A consulta, ao ser aprovada, cancelou automaticamente todos os processos abertos na Justiça contra os militantes que se renderam voluntariamente desde janeiro de 2000. Também refuta qualquer responsabilidade do aparelho do Estado no desaparecimento de indivíduos. E, por fim, declara categoricamente que nenhum ato incorreto cometido por agentes do governo será jamais punido.
O argumento do governo de Bouteflika, de que o plebiscito iria ajudar a curar as feridas da guerra e reconciliar a nação, não pode ser considerado lógico. O grupo argelino de luta pelos direitos da mulher Reseau Wassila destacou em um de seus relatórios a respeito dos estupros e da violência cometidos pelos bandos islâmicos armados: ¿certos casos não podem ser ignorados porque isso significaria violar o direito de Humanidade dessas vítimas pela segunda vez. Também implicaria em comprometer a reintegração dessas pessoas na sociedade. É uma população que foi torturada, mutilada e estuprada e ainda não têm sequer o direito de ser reconhecida como tal. Nenhum só criminoso reconheceu até hoje seus atos ou expressou vergonha e arrependimento¿.
De um ponto de vista legal, o código penal que entra em vigor após o resultado das urnas na Argélia determina que esses crimes sejam examinados e avaliados, que tenham os perpetradores identificados e tragam os artigos relevantes da lei em questão claramente determinados. Com tais requisitos cumpridos, um julgamento pode então ser iniciado, no qual ambos, perpetradores e vítimas, podem ter o direito de defesa e então uma sentença simbólica é emitida pelo tribunal. Só depois de tais processos pode, então, o governo declarar a anistia e pedir às vítimas que aceitem o perdão oferecido.
Outra implicação bastante séria é a de que ela fortalece muito o já formidável poder de Bouteflika. Desde o ano 2000, o país tem experimentado um período de calma e o regime, com isso, consegue se mostrar capaz de assegurar sua posição hegemônica com o apoio do Ocidente.

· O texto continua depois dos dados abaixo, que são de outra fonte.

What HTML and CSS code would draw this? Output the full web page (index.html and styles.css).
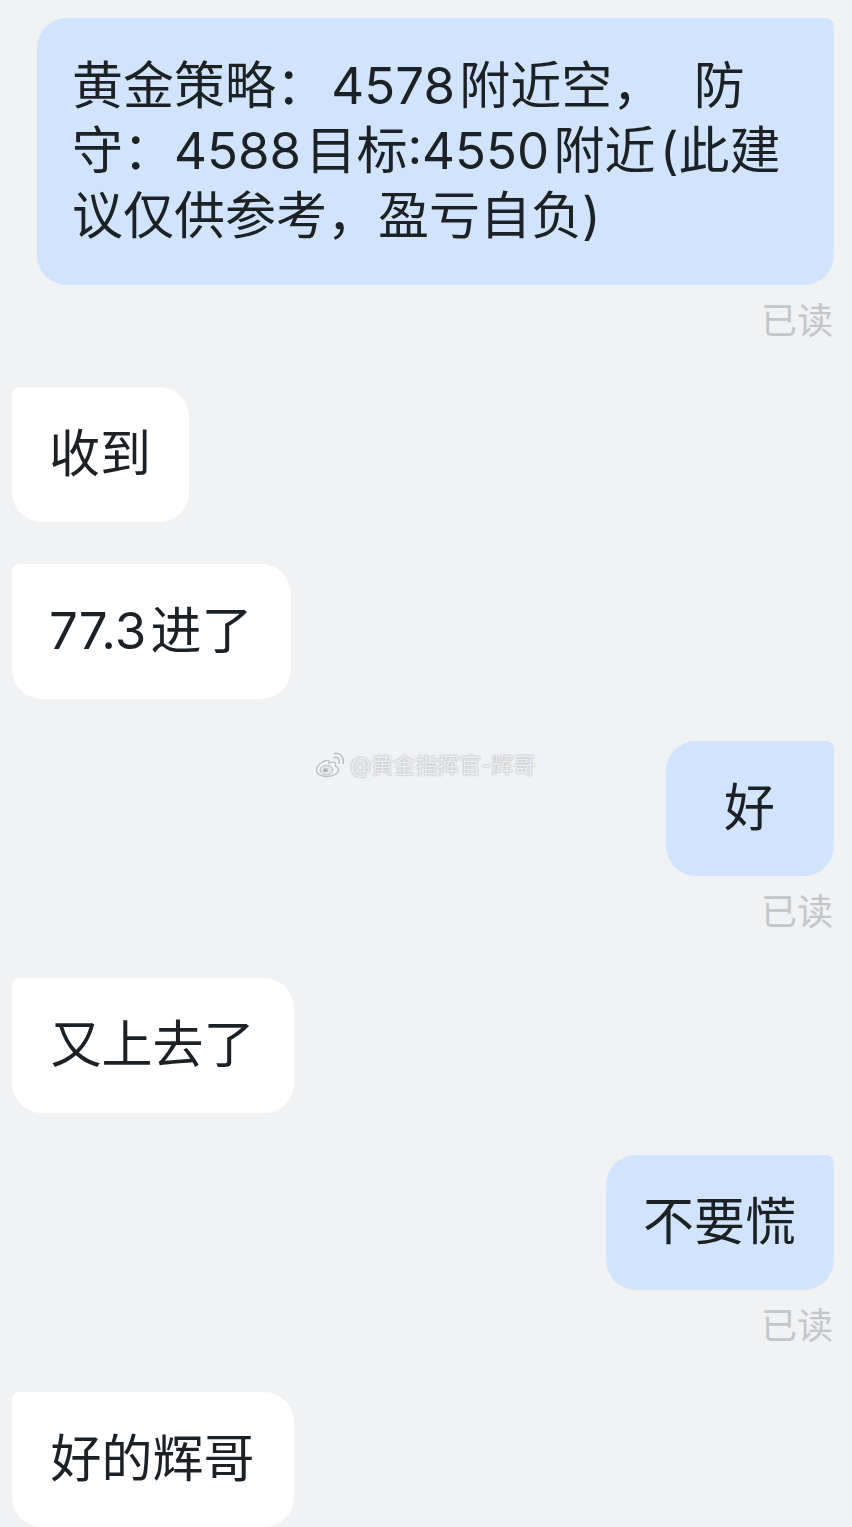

A eleição presidencial de 2004 reforçou ainda mais a posição do presidente, em função de ter sido eleito com mais de 85% dos votos, competindo com adversários que ¿ diferentemente dos pleitos anteriores ¿ não resolveram desistir da disputa antes do fim da campanha. As eleições o ajudaram ainda a consolidar sua posição vis-a-vis com as Forças Armadas. Mais ainda, uma rápida avaliação sobre a atuação da imprensa argelina desde o pleito presidencial revela que uma caça às bruxas foi iniciada dentro do Judiciário. Sob o pretexto de reformar a instituição, juízes que não eram entusiastas sobre as iniciativas vindas do palácio presidencial desde então têm sido forçados a se aposentar ou são sumariamente afastados. Além disso, o Conselho de Estado, uma espécie de Suprema Corte, e a Corte Constitucional, vêm sendo esvaziados. Estão sendo barrados justamente aqueles que defendem a independência do Judiciário diante do poder Executivo. Pela mesma moeda, qualquer um na sociedade civil ou na arena política que dê voz à oposição tem sido silenciado. Bouteflika claramente planejou o referendo como um plebiscito para dar a si mesmo uma carta branca para governar sem qualquer impedimento moral ou contrapeso político.
Entre as muitas ramificações dessa situação estão a crescente corrupção. O jornal argelino Al Watan publicou recentemente notícias a respeito de apropriação indébita e disputa de influência entre membros do primeiro escalão do regime com a cumplicidade de servidores do Estado. Nas sangrentas décadas de 1980, os argelinos se sentiam ameaçados pela fúria dos homens armados. Nos primeiros anos do século 21, a nova oligarquia parece ter se estabelecido sob o disfarce das barulhentas cerimônias que glorificam a ¿paz civil e a reconciliação nacional¿.